Perhaps one of the early examples of the plural, genderless pronoun “their” applied to the singular possessive?

Howard said...

Mike Mulligan and his steam shovel.

Howard said...

Perhaps, Wince, referring to "a lap" instead of "my lap" provides people with plausible deniability that they are a Joe Biden hair sniffer.

Wince said...
This comment has been removed by the author.
Wince said...

Goodnight nobody/Goodnight mush.

"You come to Althouse thinking like lawyers, and you leave with skulls full of mush."

RCOCEAN II said...

"Eucatastrophe" this is supposedly pronounced Yoo-tah-kay-strophic. I was thinking what happy turn in a story brought me to tears...hmm....no, cant think of anything. Usually when i cried over movies/books as a teenager/kid it was usually over someone's death. Old yeller dies. They read John Wayne's letter in Sands of Iwo Jima. Etc.

RCOCEAN II said...

With our daughter we tried to read her adult books as much as possible. I think YA books suck. And neither of us thought she should be doing much reading at 5 or 6.

Aggie said...

@Howard, yes I mostly agree that the old books have some of the best stories: Dr. Seuss, Mike Mulligan, A Day in Fairy Land, Make Way for Ducklings, so on. I still have my childhood books and we use those, too.

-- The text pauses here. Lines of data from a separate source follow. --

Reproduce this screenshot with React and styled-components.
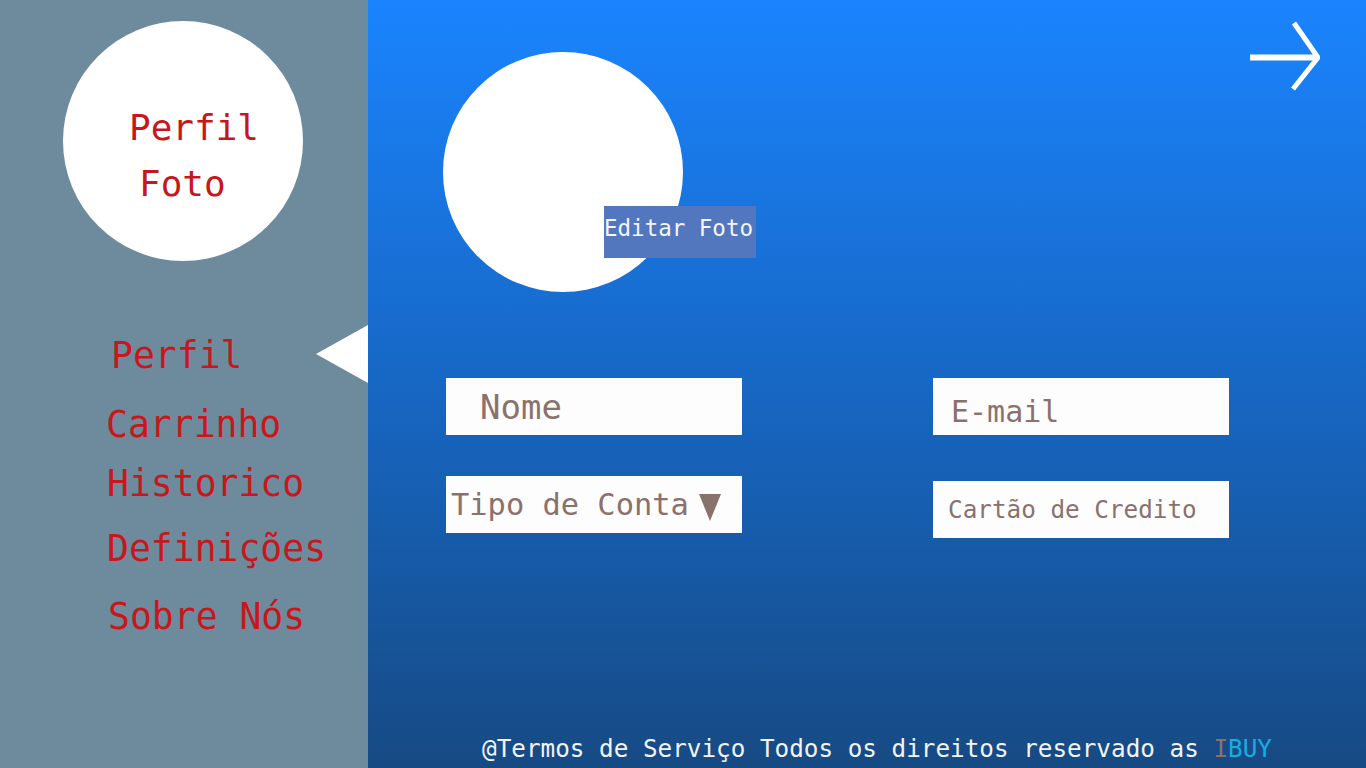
import React from "react";
import styled, { createGlobalStyle } from "styled-components";

const Global = createGlobalStyle`
  html, body { margin: 0; padding: 0; }
  body {
    font-family: "DejaVu Sans Mono", "Liberation Mono", monospace;
    overflow: hidden;
  }
  * { box-sizing: border-box; }
`;

const Page = styled.div`
  display: flex;
  width: 1366px;
  height: 768px;
`;

const Sidebar = styled.aside`
  width: 368px;
  flex: none;
  height: 100%;
  background: #6d8b9c;
  display: flex;
  flex-direction: column;
`;

const Avatar = styled.div`
  width: 240px;
  height: 240px;
  margin: 21px 0 0 63px;
  border-radius: 50%;
  background: #ffffff;
  padding-top: 78.5px;
  font-size: 36px;
  line-height: 56px;
  color: #c8171c;
`;

const AvatarLine = styled.div`
  padding-left: ${(p) => p.$indent}px;
`;

const Nav = styled.nav`
  margin-top: 64px;
  display: flex;
  flex-direction: column;
`;

const ActiveRow = styled.div`
  height: 58px;
  display: flex;
  align-items: center;
  justify-content: space-between;
  padding-left: ${(p) => p.$indent}px;
`;

const NavText = styled.span`
  font-size: 36.4px;
  line-height: 36px;
  color: #c8171c;
  padding-top: 3px;
`;

const Pointer = styled.span`
  width: 0;
  height: 0;
  border-top: 29px solid transparent;
  border-bottom: 29px solid transparent;
  border-right: 52px solid #ffffff;
`;

const NavItem = styled.div`
  font-size: 36.4px;
  line-height: 36px;
  color: #c8171c;
  white-space: nowrap;
  margin-top: ${(p) => p.$top}px;
  padding-left: ${(p) => p.$indent}px;
`;

const Main = styled.main`
  flex: 1;
  height: 100%;
  display: flex;
  flex-direction: column;
  background: linear-gradient(180deg, #1a84fe 0%, #1767c4 50%, #164a83 100%);
`;

const TopRow = styled.div`
  display: flex;
  justify-content: space-between;
  align-items: flex-start;
  padding: 20px 46px 0 75px;
`;

const ProfileBlock = styled.div`
  position: relative;
  margin-top: 32px;
  width: 240px;
  height: 240px;
`;

const PhotoCircle = styled.div`
  width: 240px;
  height: 240px;
  border-radius: 50%;
  background: #ffffff;
`;

const EditButton = styled.button`
  position: absolute;
  left: 161px;
  top: 154px;
  width: 152px;
  height: 52px;
  margin: 0;
  border: 0;
  padding: 0 0 8px 0;
  text-align: left;
  background: #5277bf;
  color: #f6f6f6;
  font-family: "DejaVu Sans Mono", monospace;
  font-size: 22.5px;
  line-height: 44px;
  white-space: nowrap;
  cursor: pointer;
`;

const ArrowIcon = styled.svg`
  display: block;
  flex: none;
`;

const Form = styled.div`
  margin-top: 86px;
  padding-left: 78px;
  display: grid;
  grid-template-columns: 296px 296px;
  column-gap: 191px;
  row-gap: 41px;
  align-items: start;
`;

const Field = styled.input`
  display: block;
  width: 296px;
  height: 57px;
  margin: ${(p) => p.$top || 0}px 0 0 0;
  border: 0;
  outline: none;
  background: #fdfdfd;
  font-family: "DejaVu Sans Mono", monospace;
  font-size: ${(p) => p.$size}px;
  padding: ${(p) => p.$padTop || 0}px 0 0 ${(p) => p.$indent}px;
  color: #8a716e;
  &::placeholder {
    color: #8a716e;
    opacity: 1;
  }
`;

const SelectBox = styled.div`
  width: 296px;
  height: 57px;
  background: #fdfdfd;
  display: flex;
  align-items: center;
  padding-left: 5px;
  gap: 10px;
  color: #8a716e;
  font-size: 30.4px;
  line-height: 34px;
  cursor: pointer;
  padding-top: 1px;
  white-space: nowrap;
`;

const Caret = styled.span`
  width: 0;
  height: 0;
  border-left: 11.5px solid transparent;
  border-right: 11.5px solid transparent;
  border-top: 27px solid #8a716e;
  margin-top: 4px;
`;

const Footer = styled.footer`
  margin-top: auto;
  padding: 0 0 4px 114px;
  font-size: 24.3px;
  line-height: 30px;
  color: #f2f4f8;
  white-space: nowrap;
`;

const BrandI = styled.span`
  color: #8a716e;
`;

const BrandRest = styled.span`
  color: #17aee0;
`;

export default function App() {
  return (
    <>
      <Global />
      <Page>
        <Sidebar>
          <Avatar>
            <AvatarLine $indent={66}>Perfil</AvatarLine>
            <AvatarLine $indent={76}>Foto</AvatarLine>
          </Avatar>
          <Nav>
            <ActiveRow $indent={111}>
              <NavText>Perfil</NavText>
              <Pointer />
            </ActiveRow>
            <NavItem $top={23.5} $indent={106}>Carrinho</NavItem>
            <NavItem $top={23} $indent={107}>Historico</NavItem>
            <NavItem $top={29} $indent={107}>Definições</NavItem>
            <NavItem $top={32} $indent={108}>Sobre Nós</NavItem>
          </Nav>
        </Sidebar>
        <Main>
          <TopRow>
            <ProfileBlock>
              <PhotoCircle />
              <EditButton>Editar Foto</EditButton>
            </ProfileBlock>
            <ArrowIcon width="72" height="72" viewBox="0 0 72 72" fill="none">
              <line x1="2" y1="37.5" x2="69" y2="37.5" stroke="#fff" strokeWidth="6" />
              <polyline points="46,3 70,37.5 45,69" stroke="#fff" strokeWidth="5" fill="none" />
            </ArrowIcon>
          </TopRow>
          <Form>
            <Field placeholder="Nome" $size={34} $indent={34} />
            <Field placeholder="E-mail" $size={30} $indent={18} $padTop={10} />
            <SelectBox>
              <span>Tipo de Conta</span>
              <Caret />
            </SelectBox>
            <Field placeholder="Cartão de Credito" $size={24.3} $indent={15} $top={5} />
          </Form>
          <Footer>
            @Termos de Serviço Todos os direitos reservado as <BrandI>I</BrandI>
            <BrandRest>BUY</BrandRest>
          </Footer>
        </Main>
      </Page>
    </>
  );
}
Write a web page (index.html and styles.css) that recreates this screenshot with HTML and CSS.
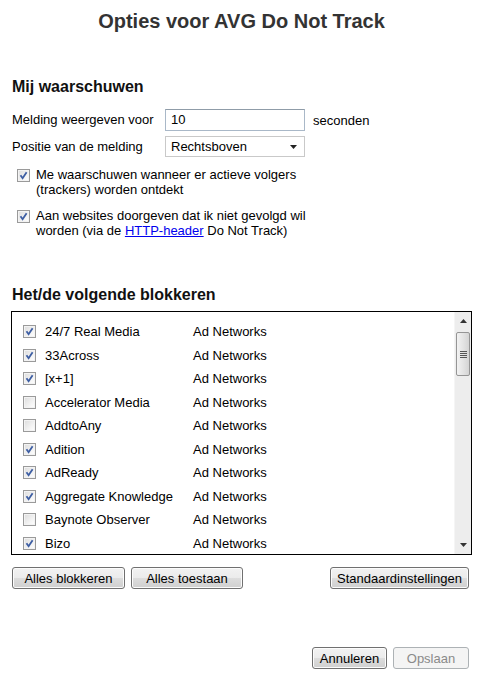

But there are some modern kid's books that are quite good stories, good morality examples, good challenges to kids. At their present age, the kids are mostly liking the sound of their parent's / grandparent's voices in a comforting way, a nightly ritual that helps them wind down and prepare for sleep.

Tofu King said...

I've read this book a couple hundred times and both my daughters thought "good night nobody" was funny. They seem well adjusted.

tommyesq said...

I don't know exactly when it happened, but the Dr. Seuss books used to be really good and then they transitioned more into making political statements.

Agreed. When my kids were little, The Rainbow Fish was the big award-winning children's book of the hour. It is basically a socialism guidebook.

Narr said...

Wasn't there a discussion of 'catastrophic success' here a few months ago?